Give a verbatim copy of the lines below, minus the pictures.

• • • • •

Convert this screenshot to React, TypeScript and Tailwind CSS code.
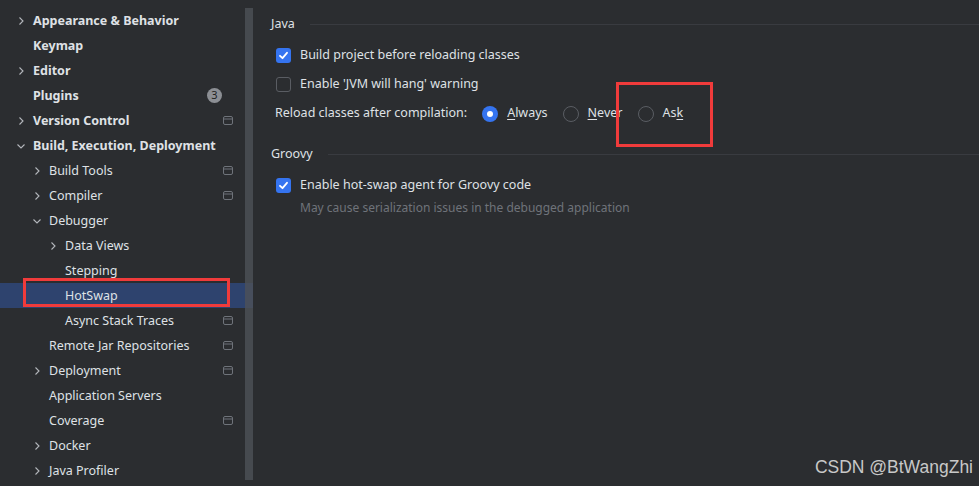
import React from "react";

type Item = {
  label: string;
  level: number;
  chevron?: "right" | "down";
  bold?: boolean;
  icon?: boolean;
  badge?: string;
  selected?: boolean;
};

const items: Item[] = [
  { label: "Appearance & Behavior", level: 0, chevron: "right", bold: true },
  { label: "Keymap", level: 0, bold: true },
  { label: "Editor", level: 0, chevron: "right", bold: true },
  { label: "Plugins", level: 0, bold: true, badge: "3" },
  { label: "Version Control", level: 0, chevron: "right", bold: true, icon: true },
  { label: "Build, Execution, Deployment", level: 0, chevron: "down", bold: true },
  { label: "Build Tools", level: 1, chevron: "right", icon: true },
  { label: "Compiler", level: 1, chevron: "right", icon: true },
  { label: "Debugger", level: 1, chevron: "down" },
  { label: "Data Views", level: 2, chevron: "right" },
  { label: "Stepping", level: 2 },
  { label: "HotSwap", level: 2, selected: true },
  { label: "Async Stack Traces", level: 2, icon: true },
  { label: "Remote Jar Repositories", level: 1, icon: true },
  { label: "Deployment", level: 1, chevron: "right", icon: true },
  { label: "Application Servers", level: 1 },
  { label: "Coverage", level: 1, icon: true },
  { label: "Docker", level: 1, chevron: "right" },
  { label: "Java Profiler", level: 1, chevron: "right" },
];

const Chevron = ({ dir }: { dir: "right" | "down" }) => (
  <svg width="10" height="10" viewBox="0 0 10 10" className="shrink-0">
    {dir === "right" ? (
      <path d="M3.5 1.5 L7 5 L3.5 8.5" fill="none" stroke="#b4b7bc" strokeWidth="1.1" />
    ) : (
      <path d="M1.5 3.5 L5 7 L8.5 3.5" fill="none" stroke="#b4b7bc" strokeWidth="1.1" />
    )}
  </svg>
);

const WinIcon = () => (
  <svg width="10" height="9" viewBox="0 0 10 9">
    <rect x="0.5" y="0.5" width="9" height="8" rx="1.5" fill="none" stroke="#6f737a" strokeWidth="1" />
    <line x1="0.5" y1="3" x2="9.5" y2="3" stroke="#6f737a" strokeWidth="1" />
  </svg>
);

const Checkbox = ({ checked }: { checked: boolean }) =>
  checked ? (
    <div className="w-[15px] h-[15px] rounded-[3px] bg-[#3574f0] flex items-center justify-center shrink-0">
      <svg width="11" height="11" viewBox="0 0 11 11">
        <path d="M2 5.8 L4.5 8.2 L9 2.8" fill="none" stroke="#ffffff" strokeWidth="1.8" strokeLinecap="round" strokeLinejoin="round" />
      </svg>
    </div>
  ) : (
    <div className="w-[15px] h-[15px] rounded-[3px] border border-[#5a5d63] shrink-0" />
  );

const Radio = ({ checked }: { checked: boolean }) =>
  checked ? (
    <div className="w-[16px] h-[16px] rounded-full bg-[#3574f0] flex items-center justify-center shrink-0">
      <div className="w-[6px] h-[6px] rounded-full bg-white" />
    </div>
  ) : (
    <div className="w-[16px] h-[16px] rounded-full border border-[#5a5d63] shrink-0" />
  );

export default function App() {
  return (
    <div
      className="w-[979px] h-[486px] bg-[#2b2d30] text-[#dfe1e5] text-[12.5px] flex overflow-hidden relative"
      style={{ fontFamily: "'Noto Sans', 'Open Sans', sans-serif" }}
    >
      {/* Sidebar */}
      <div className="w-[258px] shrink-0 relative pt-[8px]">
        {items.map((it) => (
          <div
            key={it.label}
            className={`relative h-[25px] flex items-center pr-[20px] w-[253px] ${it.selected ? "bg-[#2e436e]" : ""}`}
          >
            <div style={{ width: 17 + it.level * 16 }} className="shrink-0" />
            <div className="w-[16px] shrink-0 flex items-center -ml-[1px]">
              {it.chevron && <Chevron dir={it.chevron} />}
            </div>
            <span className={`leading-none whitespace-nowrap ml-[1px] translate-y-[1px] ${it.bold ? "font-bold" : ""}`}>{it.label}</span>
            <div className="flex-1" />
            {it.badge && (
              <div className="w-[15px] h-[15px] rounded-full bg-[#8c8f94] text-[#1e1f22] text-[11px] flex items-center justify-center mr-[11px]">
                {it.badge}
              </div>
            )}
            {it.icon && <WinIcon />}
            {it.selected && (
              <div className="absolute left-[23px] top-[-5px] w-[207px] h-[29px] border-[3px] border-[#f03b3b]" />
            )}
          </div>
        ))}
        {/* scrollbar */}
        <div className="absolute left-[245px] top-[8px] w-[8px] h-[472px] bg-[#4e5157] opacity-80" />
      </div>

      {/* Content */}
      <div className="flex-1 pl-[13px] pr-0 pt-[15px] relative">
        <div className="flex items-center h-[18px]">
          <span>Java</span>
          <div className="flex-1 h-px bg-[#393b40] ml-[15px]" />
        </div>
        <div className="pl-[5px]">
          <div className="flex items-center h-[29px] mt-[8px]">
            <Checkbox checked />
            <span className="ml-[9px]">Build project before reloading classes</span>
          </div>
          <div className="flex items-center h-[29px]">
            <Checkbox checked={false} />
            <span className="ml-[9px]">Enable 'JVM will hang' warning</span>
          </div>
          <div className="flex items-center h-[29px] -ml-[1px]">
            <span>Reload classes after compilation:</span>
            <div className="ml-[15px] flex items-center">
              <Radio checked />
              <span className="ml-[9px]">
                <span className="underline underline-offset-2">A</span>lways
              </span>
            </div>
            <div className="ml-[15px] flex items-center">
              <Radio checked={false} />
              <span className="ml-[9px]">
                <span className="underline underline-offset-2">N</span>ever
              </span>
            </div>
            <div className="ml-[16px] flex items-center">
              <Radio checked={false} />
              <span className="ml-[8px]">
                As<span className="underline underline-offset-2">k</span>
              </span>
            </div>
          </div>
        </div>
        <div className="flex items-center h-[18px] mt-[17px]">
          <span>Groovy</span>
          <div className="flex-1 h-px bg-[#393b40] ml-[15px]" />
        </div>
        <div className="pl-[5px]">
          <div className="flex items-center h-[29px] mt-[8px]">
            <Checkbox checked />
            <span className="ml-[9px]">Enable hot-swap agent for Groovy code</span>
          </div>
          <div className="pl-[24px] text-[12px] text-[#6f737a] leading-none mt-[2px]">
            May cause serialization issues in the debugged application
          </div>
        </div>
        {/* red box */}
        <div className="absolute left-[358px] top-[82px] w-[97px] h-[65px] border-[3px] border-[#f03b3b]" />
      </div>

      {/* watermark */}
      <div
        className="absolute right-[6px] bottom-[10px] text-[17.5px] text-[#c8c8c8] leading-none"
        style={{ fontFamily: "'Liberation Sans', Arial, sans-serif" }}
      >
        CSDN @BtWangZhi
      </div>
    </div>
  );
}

• • • • •

▶ **FINISHED EXERCISE**
Convert this screenshot to React, TypeScript and Tailwind CSS code.
import React from "react";

type Item = {
  label: string;
  level: number;
  chevron?: "right" | "down";
  bold?: boolean;
  icon?: boolean;
  badge?: string;
  selected?: boolean;
};

const items: Item[] = [
  { label: "Appearance & Behavior", level: 0, chevron: "right", bold: true },
  { label: "Keymap", level: 0, bold: true },
  { label: "Editor", level: 0, chevron: "right", bold: true },
  { label: "Plugins", level: 0, bold: true, badge: "3" },
  { label: "Version Control", level: 0, chevron: "right", bold: true, icon: true },
  { label: "Build, Execution, Deployment", level: 0, chevron: "down", bold: true },
  { label: "Build Tools", level: 1, chevron: "right", icon: true },
  { label: "Compiler", level: 1, chevron: "right", icon: true },
  { label: "Debugger", level: 1, chevron: "down" },
  { label: "Data Views", level: 2, chevron: "right" },
  { label: "Stepping", level: 2 },
  { label: "HotSwap", level: 2, selected: true },
  { label: "Async Stack Traces", level: 2, icon: true },
  { label: "Remote Jar Repositories", level: 1, icon: true },
  { label: "Deployment", level: 1, chevron: "right", icon: true },
  { label: "Application Servers", level: 1 },
  { label: "Coverage", level: 1, icon: true },
  { label: "Docker", level: 1, chevron: "right" },
  { label: "Java Profiler", level: 1, chevron: "right" },
];

const Chevron = ({ dir }: { dir: "right" | "down" }) => (
  <svg width="10" height="10" viewBox="0 0 10 10" className="shrink-0">
    {dir === "right" ? (
      <path d="M3.5 1.5 L7 5 L3.5 8.5" fill="none" stroke="#b4b7bc" strokeWidth="1.1" />
    ) : (
      <path d="M1.5 3.5 L5 7 L8.5 3.5" fill="none" stroke="#b4b7bc" strokeWidth="1.1" />
    )}
  </svg>
);

const WinIcon = () => (
  <svg width="10" height="9" viewBox="0 0 10 9">
    <rect x="0.5" y="0.5" width="9" height="8" rx="1.5" fill="none" stroke="#6f737a" strokeWidth="1" />
    <line x1="0.5" y1="3" x2="9.5" y2="3" stroke="#6f737a" strokeWidth="1" />
  </svg>
);

const Checkbox = ({ checked }: { checked: boolean }) =>
  checked ? (
    <div className="w-[15px] h-[15px] rounded-[3px] bg-[#3574f0] flex items-center justify-center shrink-0">
      <svg width="11" height="11" viewBox="0 0 11 11">
        <path d="M2 5.8 L4.5 8.2 L9 2.8" fill="none" stroke="#ffffff" strokeWidth="1.8" strokeLinecap="round" strokeLinejoin="round" />
      </svg>
    </div>
  ) : (
    <div className="w-[15px] h-[15px] rounded-[3px] border border-[#5a5d63] shrink-0" />
  );

const Radio = ({ checked }: { checked: boolean }) =>
  checked ? (
    <div className="w-[16px] h-[16px] rounded-full bg-[#3574f0] flex items-center justify-center shrink-0">
      <div className="w-[6px] h-[6px] rounded-full bg-white" />
    </div>
  ) : (
    <div className="w-[16px] h-[16px] rounded-full border border-[#5a5d63] shrink-0" />
  );

export default function App() {
  return (
    <div
      className="w-[979px] h-[486px] bg-[#2b2d30] text-[#dfe1e5] text-[12.5px] flex overflow-hidden relative"
      style={{ fontFamily: "'Noto Sans', 'Open Sans', sans-serif" }}
    >
      {/* Sidebar */}
      <div className="w-[258px] shrink-0 relative pt-[8px]">
        {items.map((it) => (
          <div
            key={it.label}
            className={`relative h-[25px] flex items-center pr-[20px] w-[253px] ${it.selected ? "bg-[#2e436e]" : ""}`}
          >
            <div style={{ width: 17 + it.level * 16 }} className="shrink-0" />
            <div className="w-[16px] shrink-0 flex items-center -ml-[1px]">
              {it.chevron && <Chevron dir={it.chevron} />}
            </div>
            <span className={`leading-none whitespace-nowrap ml-[1px] translate-y-[1px] ${it.bold ? "font-bold" : ""}`}>{it.label}</span>
            <div className="flex-1" />
            {it.badge && (
              <div className="w-[15px] h-[15px] rounded-full bg-[#8c8f94] text-[#1e1f22] text-[11px] flex items-center justify-center mr-[11px]">
                {it.badge}
              </div>
            )}
            {it.icon && <WinIcon />}
            {it.selected && (
              <div className="absolute left-[23px] top-[-5px] w-[207px] h-[29px] border-[3px] border-[#f03b3b]" />
            )}
          </div>
        ))}
        {/* scrollbar */}
        <div className="absolute left-[245px] top-[8px] w-[8px] h-[472px] bg-[#4e5157] opacity-80" />
      </div>

      {/* Content */}
      <div className="flex-1 pl-[13px] pr-0 pt-[15px] relative">
        <div className="flex items-center h-[18px]">
          <span>Java</span>
          <div className="flex-1 h-px bg-[#393b40] ml-[15px]" />
        </div>
        <div className="pl-[5px]">
          <div className="flex items-center h-[29px] mt-[8px]">
            <Checkbox checked />
            <span className="ml-[9px]">Build project before reloading classes</span>
          </div>
          <div className="flex items-center h-[29px]">
            <Checkbox checked={false} />
            <span className="ml-[9px]">Enable 'JVM will hang' warning</span>
          </div>
          <div className="flex items-center h-[29px] -ml-[1px]">
            <span>Reload classes after compilation:</span>
            <div className="ml-[15px] flex items-center">
              <Radio checked />
              <span className="ml-[9px]">
                <span className="underline underline-offset-2">A</span>lways
              </span>
            </div>
            <div className="ml-[15px] flex items-center">
              <Radio checked={false} />
              <span className="ml-[9px]">
                <span className="underline underline-offset-2">N</span>ever
              </span>
            </div>
            <div className="ml-[16px] flex items-center">
              <Radio checked={false} />
              <span className="ml-[8px]">
                As<span className="underline underline-offset-2">k</span>
              </span>
            </div>
          </div>
        </div>
        <div className="flex items-center h-[18px] mt-[17px]">
          <span>Groovy</span>
          <div className="flex-1 h-px bg-[#393b40] ml-[15px]" />
        </div>
        <div className="pl-[5px]">
          <div className="flex items-center h-[29px] mt-[8px]">
            <Checkbox checked />
            <span className="ml-[9px]">Enable hot-swap agent for Groovy code</span>
          </div>
          <div className="pl-[24px] text-[12px] text-[#6f737a] leading-none mt-[2px]">
            May cause serialization issues in the debugged application
          </div>
        </div>
        {/* red box */}
        <div className="absolute left-[358px] top-[82px] w-[97px] h-[65px] border-[3px] border-[#f03b3b]" />
      </div>

      {/* watermark */}
      <div
        className="absolute right-[6px] bottom-[10px] text-[17.5px] text-[#c8c8c8] leading-none"
        style={{ fontFamily: "'Liberation Sans', Arial, sans-serif" }}
      >
        CSDN @BtWangZhi
      </div>
    </div>
  );
}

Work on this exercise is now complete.